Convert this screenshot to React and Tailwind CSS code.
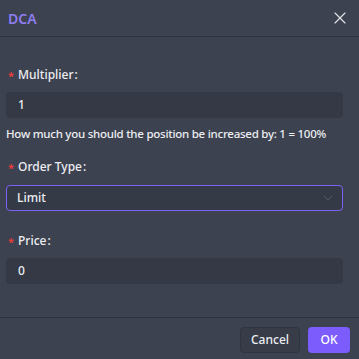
import { ChevronDown, X } from "lucide-react"

const Label = ({ children, className = "" }) => (
  <div className={`flex items-center h-[18px] text-[12px] font-medium text-[#eceef2] ${className}`}>
    <span className="text-[#ff3b3b] mr-[4px] text-[11px] leading-none">*</span>
    <span>{children}</span>
    <span className="ml-[1px]">:</span>
  </div>
)

const App = () => {
  return (
    <div className="w-[359px] h-[359px] bg-[#3d4250] flex flex-col font-['Noto_Sans',sans-serif] overflow-hidden">
      <div className="h-[37px] flex items-center justify-between pl-[8px] pr-[9px] border-b border-[#2e323c] shrink-0">
        <span className="text-[14px] font-semibold text-[#8d7df0]">DCA</span>
        <X size={20} strokeWidth={1.4} className="text-[#dfe2e6]" />
      </div>

      <div className="flex-1 px-[6px] pt-[29px]">
        <Label className="pl-[2px]">Multiplier</Label>
        <div className="mt-[8px] h-[26px] mr-[10px] rounded-[4px] bg-[#343945] flex items-center px-[12px] text-[12px] font-medium text-[#eceef2]">
          1
        </div>
        <div className="mt-[8px] h-[16px] flex items-center text-[11.5px] font-medium tracking-[-0.25px] text-[#eceef2] whitespace-nowrap">
          How much you should the position be increased by: 1 = 100%
        </div>

        <Label className="pl-[2px] mt-[16px]">Order Type</Label>
        <div className="mt-[9px] h-[26px] mr-[10px] rounded-[4px] bg-[#353a47] border-[1.5px] border-[#7d63f5] flex items-center justify-between pl-[10px] pr-[6px] text-[12px] font-medium text-[#eceef2]">
          <span>Limit</span>
          <ChevronDown size={16} strokeWidth={1.4} className="text-[#585d6a]" />
        </div>

        <Label className="pl-[2px] mt-[21px]">Price</Label>
        <div className="mt-[8px] h-[26px] mr-[10px] rounded-[4px] bg-[#343945] flex items-center px-[12px] text-[12px] font-medium text-[#eceef2]">
          0
        </div>
      </div>

      <div className="h-[42px] border-t border-[#2e323c] flex items-start justify-end gap-[8px] pt-[9px] pr-[9px] shrink-0">
        <button className="h-[26px] w-[60px] rounded-[4px] bg-[#373c48] border border-[#30343e] text-[12px] font-medium text-[#eceef2]">
          Cancel
        </button>
        <button className="h-[26px] w-[42px] rounded-[4px] bg-[#7c5cfc] text-[12px] font-medium text-white">
          OK
        </button>
      </div>
    </div>
  )
}

export default App
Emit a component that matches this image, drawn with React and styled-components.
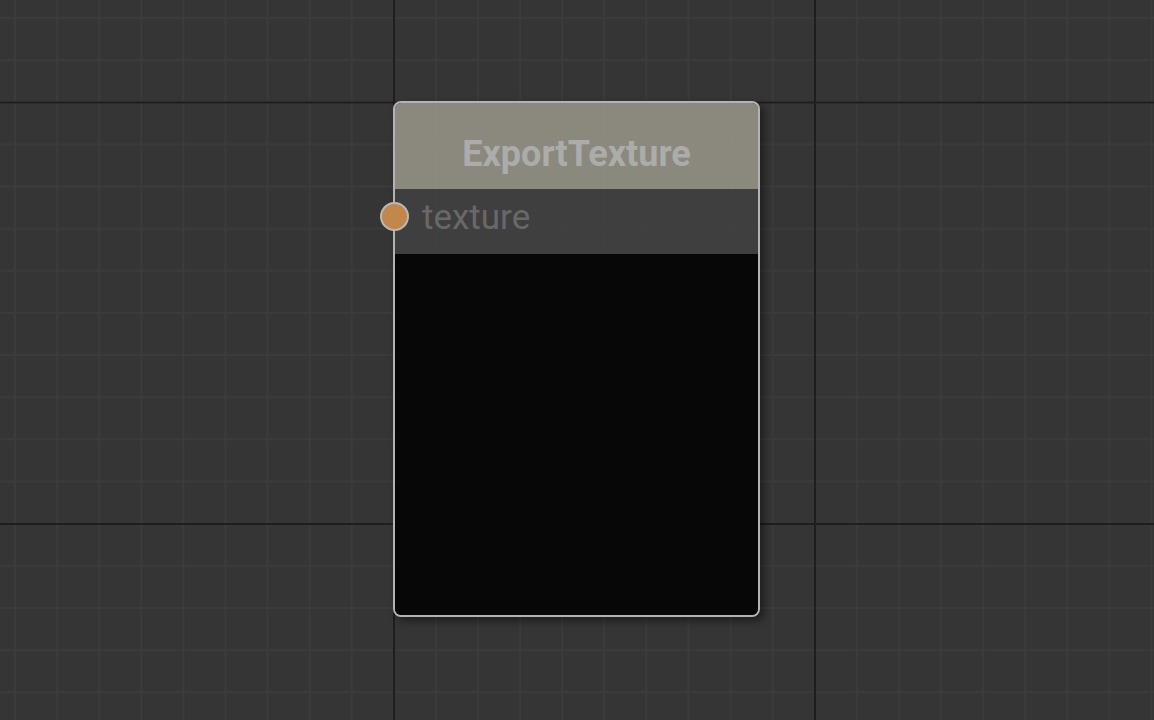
import styled, { createGlobalStyle } from "styled-components"

const GlobalStyle = createGlobalStyle`
  html, body {
    margin: 0;
    padding: 0;
    background: #353535;
  }
  #root {
    height: 720px;
  }
`

const Canvas = styled.div`
  position: relative;
  width: 1154px;
  height: 720px;
  overflow: hidden;
  background-color: #353535;
  background-image:
    linear-gradient(to right, #1e1e1e 0 2px, transparent 2px),
    linear-gradient(to bottom, #1e1e1e 0 2px, transparent 2px),
    linear-gradient(to right, #3b3b3b 0 2px, transparent 2px),
    linear-gradient(to bottom, #3b3b3b 0 2px, transparent 2px);
  background-size: 421px 421.5px, 421px 421.5px, 42.1px 42.15px, 42.1px 42.15px;
  background-position: 393px 101.5px, 393px 101.5px, 14px 17px, 14px 17px;
`

const Node = styled.div`
  position: absolute;
  left: ${p => p.x}px;
  top: ${p => p.y}px;
  width: ${p => p.w}px;
  height: ${p => p.h}px;
  box-sizing: border-box;
  border: 2px solid #b3b3b3;
  border-radius: 8px;
  display: flex;
  flex-direction: column;
  box-shadow: 4px 4px 8px rgba(0, 0, 0, 0.45);
  font-family: Roboto, "Liberation Sans", sans-serif;
`

const Header = styled.div`
  height: 86px;
  flex: none;
  display: flex;
  align-items: center;
  justify-content: center;
  padding-top: 15px;
  box-sizing: border-box;
  background: rgba(154, 151, 137, 0.86);
  border-radius: 6px 6px 0 0;
  color: #acacaa;
  font-weight: 700;
  font-size: 36px;
`

const InputRow = styled.div`
  position: relative;
  height: 65px;
  flex: none;
  display: flex;
  align-items: center;
  box-sizing: border-box;
  padding: 0 0 8px 27px;
  background: rgba(65, 65, 65, 0.88);
  color: #686868;
  font-size: 35px;
`

const Port = styled.span`
  position: absolute;
  left: -15px;
  top: 13px;
  width: 25px;
  height: 25px;
  border-radius: 50%;
  border: 2px solid #b9b9b9;
  background: ${p => p.color};
`

const Preview = styled.div`
  flex: 1;
  background: #070707;
  border-radius: 0 0 6px 6px;
`

export default function App() {
  return (
    <>
      <GlobalStyle />
      <Canvas>
        <Node x={393} y={101} w={367} h={516}>
          <Header>ExportTexture</Header>
          <InputRow>
            <Port color="#c2874a" />
            texture
          </InputRow>
          <Preview />
        </Node>
      </Canvas>
    </>
  )
}
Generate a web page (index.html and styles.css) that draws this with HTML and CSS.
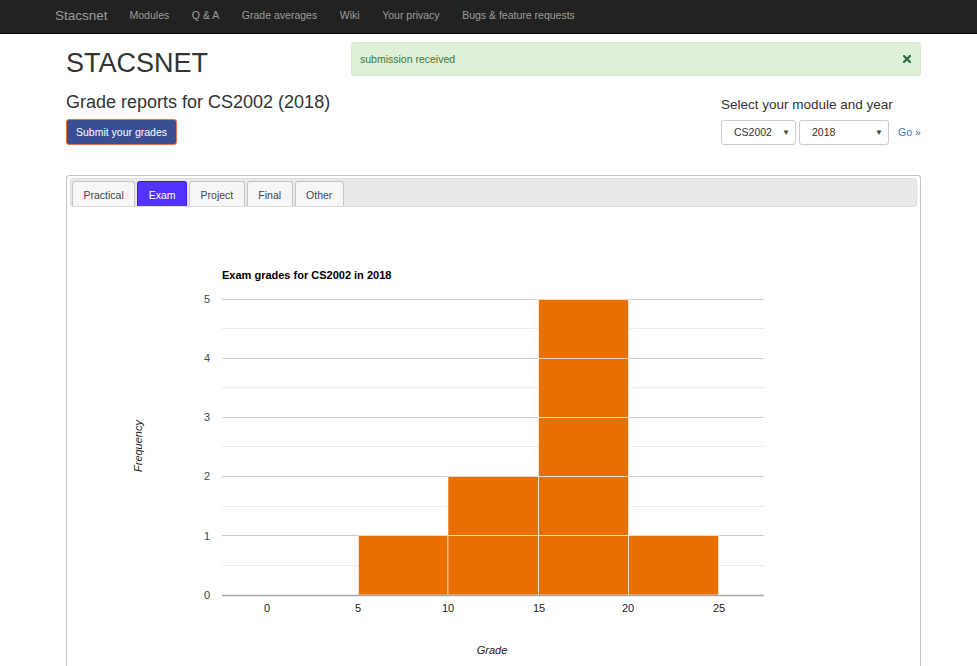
FILE: index.html
```html
<!DOCTYPE html>
<html lang="en">
<head>
<meta charset="utf-8">
<title>Stacsnet</title>
<link rel="stylesheet" href="styles.css">
</head>
<body>
<nav class="navbar">
  <div class="nav-inner">
    <a class="brand" href="#">Stacsnet</a>
    <ul class="nav-links">
      <li><a href="#">Modules</a></li>
      <li><a href="#">Q &amp; A</a></li>
      <li><a href="#">Grade averages</a></li>
      <li><a href="#">Wiki</a></li>
      <li><a href="#">Your privacy</a></li>
      <li><a href="#">Bugs &amp; feature requests</a></li>
    </ul>
  </div>
</nav>

<div class="container">
  <div class="top-row">
    <h1 class="site-title">STACSNET</h1>
    <div class="alert">
      <span>submission received</span>
      <svg class="close" width="8" height="8" viewBox="0 0 8 8"><path d="M1 1L7 7M7 1L1 7" stroke="#2f6e3b" stroke-width="2.2" stroke-linecap="square"/></svg>
    </div>
  </div>

  <div class="head-row">
    <div class="head-left">
      <h3 class="page-title">Grade reports for CS2002 (2018)</h3>
      <button class="btn-submit">Submit your grades</button>
    </div>
    <div class="head-right">
      <div class="select-label">Select your module and year</div>
      <div class="select-row">
        <div class="select sel-module"><span>CS2002</span><span class="arrow">&#9660;</span></div>
        <div class="select sel-year"><span>2018</span><span class="arrow">&#9660;</span></div>
        <a class="go" href="#">Go &raquo;</a>
      </div>
    </div>
  </div>

  <div class="tabs">
    <ul class="tab-nav">
      <li class="tab">Practical</li>
      <li class="tab active">Exam</li>
      <li class="tab">Project</li>
      <li class="tab">Final</li>
      <li class="tab">Other</li>
    </ul>
    <svg class="chart" width="847" height="458" viewBox="70 208 847 458">
      <text x="222" y="280" class="c-title">Exam grades for CS2002 in 2018</text>
      <g class="minor">
        <line x1="222" y1="329.5" x2="764" y2="329.5"/>
        <line x1="222" y1="388.5" x2="764" y2="388.5"/>
        <line x1="222" y1="447.5" x2="764" y2="447.5"/>
        <line x1="222" y1="507.5" x2="764" y2="507.5"/>
        <line x1="222" y1="566.5" x2="764" y2="566.5"/>
      </g>
      <g class="major">
        <line x1="222" y1="300.5" x2="764" y2="300.5"/>
        <line x1="222" y1="359.5" x2="764" y2="359.5"/>
        <line x1="222" y1="418.5" x2="764" y2="418.5"/>
        <line x1="222" y1="477.5" x2="764" y2="477.5"/>
        <line x1="222" y1="536.5" x2="764" y2="536.5"/>
      </g>
      <g class="bars">
        <rect x="358.5" y="536.5" width="89.5" height="59.5"/>
        <rect x="448" y="536.5" width="90.5" height="59.5"/>
        <rect x="448" y="477.5" width="90.5" height="59"/>
        <rect x="538.5" y="536.5" width="90" height="59.5"/>
        <rect x="538.5" y="477.5" width="90" height="59"/>
        <rect x="538.5" y="418.5" width="90" height="59"/>
        <rect x="538.5" y="359.5" width="90" height="59"/>
        <rect x="538.5" y="300.5" width="90" height="59"/>
        <rect x="628.5" y="536.5" width="90" height="59.5"/>
      </g>
      <line class="baseline" x1="222" y1="596.5" x2="764" y2="596.5"/>
      <g class="ylabels">
        <text x="210" y="304">5</text>
        <text x="210" y="363">4</text>
        <text x="210" y="422">3</text>
        <text x="210" y="481">2</text>
        <text x="210" y="541">1</text>
        <text x="210" y="600">0</text>
      </g>
      <g class="xlabels">
        <text x="267" y="613">0</text>
        <text x="358" y="613">5</text>
        <text x="448" y="613">10</text>
        <text x="539" y="613">15</text>
        <text x="628" y="613">20</text>
        <text x="719" y="613">25</text>
      </g>
      <text class="axis-title" x="142" y="447" transform="rotate(-90 142 447)">Frequency</text>
      <text class="axis-title" x="492" y="655">Grade</text>
    </svg>
  </div>
</div>
</body>
</html>
```

FILE: styles.css
```css
* { box-sizing: border-box; }

html, body {
  margin: 0;
  padding: 0;
  background: #fff;
  font-family: "Liberation Sans", Arial, Helvetica, sans-serif;
  font-size: 10.5px;
  color: #333;
  overflow: hidden;
}

a { text-decoration: none; }

/* navbar */
.navbar {
  height: 34px;
  background: #222;
  border-bottom: 1px solid #080808;
}
.nav-inner {
  display: flex;
  align-items: center;
  height: 31px;
  padding-left: 44px;
}
.brand {
  color: #9d9d9d;
  font-size: 13.5px;
  padding: 0 11px;
  line-height: 31px;
}
.nav-links {
  list-style: none;
  display: flex;
  margin: 0;
  padding: 0;
}
.nav-links a {
  display: block;
  color: #9d9d9d;
  font-size: 10.5px;
  padding: 0 11.3px;
  line-height: 31px;
}
.nav-links li:first-child a { padding-left: 11px; }

/* container */
.container {
  width: 855px;
  margin-left: 66px;
}

.top-row {
  display: flex;
  justify-content: space-between;
  align-items: flex-start;
  margin-top: 8px;
}
.site-title {
  margin: 7px 0 0;
  font-size: 27px;
  font-weight: 500;
  line-height: 1.1;
  color: #333;
}
.alert {
  width: 570px;
  height: 34px;
  background: #dff0d8;
  border: 1px solid #d6e9c6;
  border-radius: 3px;
  color: #3c763d;
  display: flex;
  align-items: center;
  justify-content: space-between;
  padding: 0 9px 0 8px;
  font-size: 10.5px;
}
.close { display: block; margin-top: -1px; }

.head-row {
  display: flex;
  justify-content: space-between;
  align-items: flex-start;
  margin-top: 14px;
}
.page-title {
  margin: 0;
  font-size: 18px;
  font-weight: 500;
  line-height: 1.1;
  color: #333;
}
.btn-submit {
  display: block;
  margin-top: 7px;
  width: 111px;
  height: 26px;
  background: #3a4e94;
  border: 1px solid #e2763e;
  border-radius: 3px;
  color: #fff;
  font-family: "Liberation Sans", Arial, sans-serif;
  font-size: 10.5px;
  padding: 0;
}

.head-right {
  width: 200px;
  padding-top: 2px;
}
.select-label {
  font-size: 13.5px;
  line-height: 19px;
  color: #333;
}
.select-row {
  display: flex;
  align-items: center;
  margin-top: 6px;
}
.select {
  height: 25px;
  border: 1px solid #ccc;
  border-radius: 3px;
  display: flex;
  align-items: center;
  justify-content: space-between;
  padding: 0 5px 0 12px;
  color: #333;
  font-size: 10.5px;
  background: #fff;
}
.sel-module { width: 75px; }
.sel-year { width: 90px; margin-left: 3px; }
.arrow { font-size: 8px; color: #444; }
.go {
  margin-left: 9px;
  color: #3d6fc2;
  font-size: 10.5px;
}

/* tabs */
.tabs {
  margin-top: 30px;
  border: 1px solid #c5c5c5;
  border-radius: 3px;
  padding: 2px 3px 0;
  height: 520px;
}
.tab-nav {
  list-style: none;
  margin: 0;
  padding: 2px 0 0 1px;
  display: flex;
  gap: 2px;
  background: #e9e9e9;
  border: 1px solid #dddddd;
  border-radius: 3px;
  height: 29px;
}
.tab {
  height: 25px;
  line-height: 26px;
  padding: 0 10.5px;
  border: 1px solid #c5c5c5;
  border-bottom: none;
  border-radius: 3px 3px 0 0;
  background: #f6f6f6;
  color: #454545;
  font-size: 10.5px;
}
.tab.active {
  background: #5533ff;
  border-color: #3a18f0;
  color: #fff;
}

.chart {
  display: block;
  font-family: "Liberation Sans", Arial, sans-serif;
}
.c-title {
  font-size: 11px;
  font-weight: bold;
  fill: #000;
}
.minor line { stroke: #ebebeb; stroke-width: 1; }
.major line { stroke: #cccccc; stroke-width: 1; }
.bars rect {
  fill: #e87000;
  stroke: #ffffff;
  stroke-opacity: 0.6;
  stroke-width: 1;
}
.baseline { stroke: #a8a8a8; stroke-width: 1.5; }
.ylabels text {
  font-size: 11px;
  fill: #444;
  text-anchor: end;
}
.xlabels text {
  font-size: 11px;
  fill: #222;
  text-anchor: middle;
}
.axis-title {
  font-size: 11px;
  font-style: italic;
  fill: #222;
  text-anchor: middle;
}
```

· · · · · · ·

▶ **The exercise**
Look through the records above and report how many lines hold the word "this", giving only the number.

▶ **Exercise answer**
3